Qual é o peso do agronegócio e da agricultura familiar em relação à disputa de terras? Sabemos que a agricultura familiar é que alimenta o país, mas por que um fator tão importante como este não é levado em conta nesta disputa?
São dois temas fundamentais e interconectados, mas com nuances diferentes. Em 2008, o Banco Mundial publicou um relatório afirmando a existência de uma “corrida mundial por terras”, com altos investimentos de países, empresas multinacionais – inclusive do setor financeiro e de fundos de pensão – na compra de terras na América Latina e na África. hHá uma busca por terra, mas mais pelo controle dos produtos da terra. Agora, esses produtos são commodities agrícolas e não agrícolas, mas não alimentos. Essa corrida vem acirrando a demanda por terras – os embates em torno das alterações do Código Florestal, por exemplo, devem ser entendidos também nesse contexto -, o que acaba impactando negativamente sobre a agricultura familiar.
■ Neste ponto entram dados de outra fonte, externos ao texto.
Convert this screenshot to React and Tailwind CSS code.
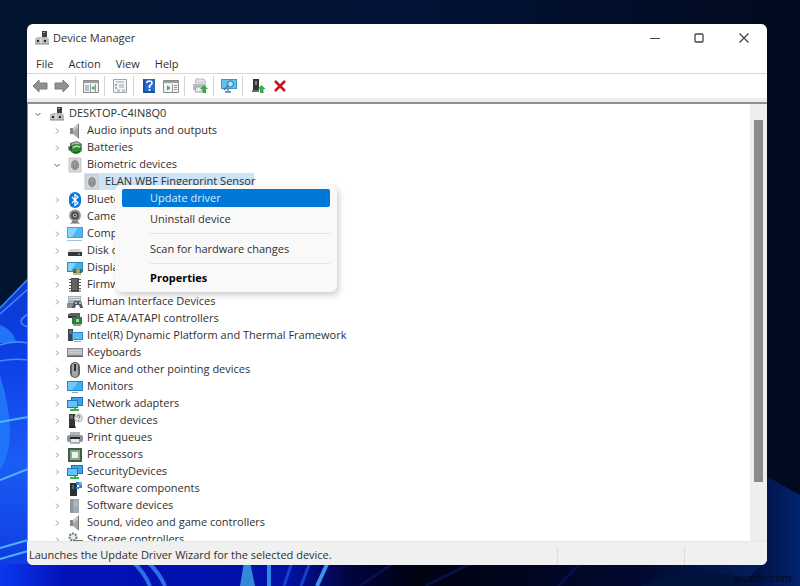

A produção de alimentos, por sua vez, não recebe a devida atenção, por uma série de razões, mesmo havendo frequentes expressões de preocupação em relação à segurança alimentar. A imagem ufanista do Brasil como “celeiro do mundo” é simplesmente negada quando este se torna importador de feijão da China e leite -do Uruguai. Estes são dois produtos de nossa base alimentar, mas a importação vem sendo feita inclusive porque é mais barato – ou dá mais lucros para as empresas do setor – do que incentivar a produção e o fortalecimento da agricultura familiar. Ainda, os índices inflacionários recentes foram provocados, entre outros itens, pela alta dos preços dos alimentos, mas isto não acontece porque a agricultura familiar está cobrando mais caro por sua produção. Ao contrário, as transações comerciais, inclusive as importações, são fundamentais no estabelecimento de preços, o que tem pouco há ver com a produção interna de alimentos, especialmente pela agricultura familiar.